**What is required**
Copy out the listing that follows exactly, dropping every picture.
·····
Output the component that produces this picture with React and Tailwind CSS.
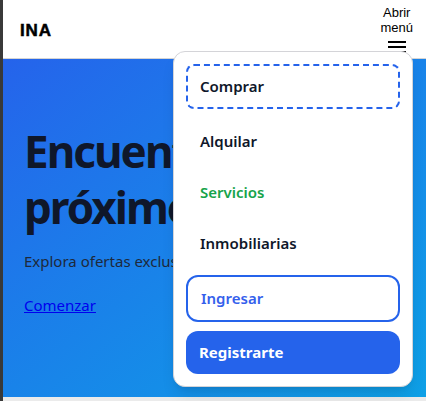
import React from "react";

const font = { fontFamily: '"Noto Sans", "Open Sans", sans-serif' };

const links = [
  { label: "Alquilar", color: "text-[#0f172a]", mt: "mt-[11px]" },
  { label: "Servicios", color: "text-[#16a34a]", mt: "mt-2" },
  { label: "Inmobiliarias", color: "text-[#0f172a]", mt: "mt-2" },
];

export default function App() {
  return (
    <div className="flex h-[401px] w-[426px] overflow-hidden bg-[#ebebeb]">
      {/* left strip */}
      <div className="w-[3px] shrink-0 bg-[#393939]" />

      <div className="relative flex flex-1 flex-col">
        {/* Header */}
        <header className="flex h-[59px] items-start justify-between border-b border-[#d4d4d4] bg-white pl-[17px] pr-[13px]">
          <span className="mt-[18px] text-[17px] font-bold tracking-wider text-black [-webkit-text-stroke:0.5px_black] [font-family:'Liberation_Sans',Arial,sans-serif]">
            INA
          </span>
          <button className="mt-[5px] flex flex-col items-center text-[13px] leading-[15px] text-black [font-family:'Liberation_Sans',Arial,sans-serif]">
            <span>
              Abrir
              <br />
              menú
            </span>
            <span className="mt-[6px] flex flex-col gap-[3px]">
              <span className="block h-[2px] w-[18px] bg-black" />
              <span className="block h-[2px] w-[18px] bg-black" />
              <span className="block h-[2px] w-[18px] bg-black" />
            </span>
          </button>
        </header>

        {/* Hero */}
        <section
          className="flex h-[338px] flex-col bg-gradient-to-br from-[#2563eb] to-[#0ea0e6] px-[21px] pt-[64px]"
          style={font}
        >
          <h1 className="text-[44px] font-bold leading-[56px] tracking-[-0.045em] text-[#0f172a] [font-stretch:90%]">
            Encuentra tu
            <br />
            próximo hogar
          </h1>
          <p className="mt-[14px] text-[15px] leading-6 text-[#1e293b]">
            Explora ofertas exclusivas cerca de ti.
          </p>
          <a href="#" className="mt-[20px] w-fit text-[15px] leading-6 text-[#0000ee] underline">
            Comenzar
          </a>
        </section>

        {/* Dropdown menu */}
        <nav
          className="absolute left-[170px] top-[51px] flex w-[240px] flex-col rounded-xl border border-[#d4d4d8] bg-white p-3 shadow-lg"
          style={font}
        >
          <a
            href="#"
            className="flex h-[45px] items-center rounded-lg border-2 border-dashed border-[#2563eb] px-[12px] text-[15px] font-semibold text-[#0f172a]"
          >
            Comprar
          </a>
          {links.map((l) => (
            <a
              key={l.label}
              href="#"
              className={`flex h-[43px] items-center px-[14px] text-[15px] font-semibold ${l.color} ${l.mt}`}
            >
              {l.label}
            </a>
          ))}
          <a
            href="#"
            className="mt-[10px] flex h-[47px] items-center rounded-xl border-2 border-[#2563eb] px-[13px] text-[15px] font-semibold text-[#3460ec]"
          >
            Ingresar
          </a>
          <a
            href="#"
            className="mt-[9px] flex h-[43px] items-center rounded-xl bg-[#2563eb] px-[13px] text-[15px] font-bold text-white"
          >
            Registrarte
          </a>
        </nav>
      </div>
    </div>
  );
}
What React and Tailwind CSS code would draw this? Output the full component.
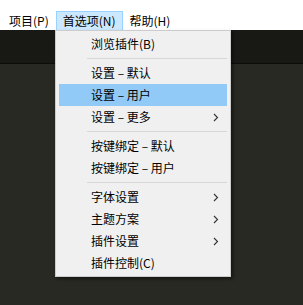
·····
**Right answer**
Output the component that produces this picture with React and Tailwind CSS.
import React from "react";

const font = { fontFamily: '"Noto Sans", "Open Sans", sans-serif' };

const links = [
  { label: "Alquilar", color: "text-[#0f172a]", mt: "mt-[11px]" },
  { label: "Servicios", color: "text-[#16a34a]", mt: "mt-2" },
  { label: "Inmobiliarias", color: "text-[#0f172a]", mt: "mt-2" },
];

export default function App() {
  return (
    <div className="flex h-[401px] w-[426px] overflow-hidden bg-[#ebebeb]">
      {/* left strip */}
      <div className="w-[3px] shrink-0 bg-[#393939]" />

      <div className="relative flex flex-1 flex-col">
        {/* Header */}
        <header className="flex h-[59px] items-start justify-between border-b border-[#d4d4d4] bg-white pl-[17px] pr-[13px]">
          <span className="mt-[18px] text-[17px] font-bold tracking-wider text-black [-webkit-text-stroke:0.5px_black] [font-family:'Liberation_Sans',Arial,sans-serif]">
            INA
          </span>
          <button className="mt-[5px] flex flex-col items-center text-[13px] leading-[15px] text-black [font-family:'Liberation_Sans',Arial,sans-serif]">
            <span>
              Abrir
              <br />
              menú
            </span>
            <span className="mt-[6px] flex flex-col gap-[3px]">
              <span className="block h-[2px] w-[18px] bg-black" />
              <span className="block h-[2px] w-[18px] bg-black" />
              <span className="block h-[2px] w-[18px] bg-black" />
            </span>
          </button>
        </header>

        {/* Hero */}
        <section
          className="flex h-[338px] flex-col bg-gradient-to-br from-[#2563eb] to-[#0ea0e6] px-[21px] pt-[64px]"
          style={font}
        >
          <h1 className="text-[44px] font-bold leading-[56px] tracking-[-0.045em] text-[#0f172a] [font-stretch:90%]">
            Encuentra tu
            <br />
            próximo hogar
          </h1>
          <p className="mt-[14px] text-[15px] leading-6 text-[#1e293b]">
            Explora ofertas exclusivas cerca de ti.
          </p>
          <a href="#" className="mt-[20px] w-fit text-[15px] leading-6 text-[#0000ee] underline">
            Comenzar
          </a>
        </section>

        {/* Dropdown menu */}
        <nav
          className="absolute left-[170px] top-[51px] flex w-[240px] flex-col rounded-xl border border-[#d4d4d8] bg-white p-3 shadow-lg"
          style={font}
        >
          <a
            href="#"
            className="flex h-[45px] items-center rounded-lg border-2 border-dashed border-[#2563eb] px-[12px] text-[15px] font-semibold text-[#0f172a]"
          >
            Comprar
          </a>
          {links.map((l) => (
            <a
              key={l.label}
              href="#"
              className={`flex h-[43px] items-center px-[14px] text-[15px] font-semibold ${l.color} ${l.mt}`}
            >
              {l.label}
            </a>
          ))}
          <a
            href="#"
            className="mt-[10px] flex h-[47px] items-center rounded-xl border-2 border-[#2563eb] px-[13px] text-[15px] font-semibold text-[#3460ec]"
          >
            Ingresar
          </a>
          <a
            href="#"
            className="mt-[9px] flex h-[43px] items-center rounded-xl bg-[#2563eb] px-[13px] text-[15px] font-bold text-white"
          >
            Registrarte
          </a>
        </nav>
      </div>
    </div>
  );
}
What React and Tailwind CSS code would draw this? Output the full component.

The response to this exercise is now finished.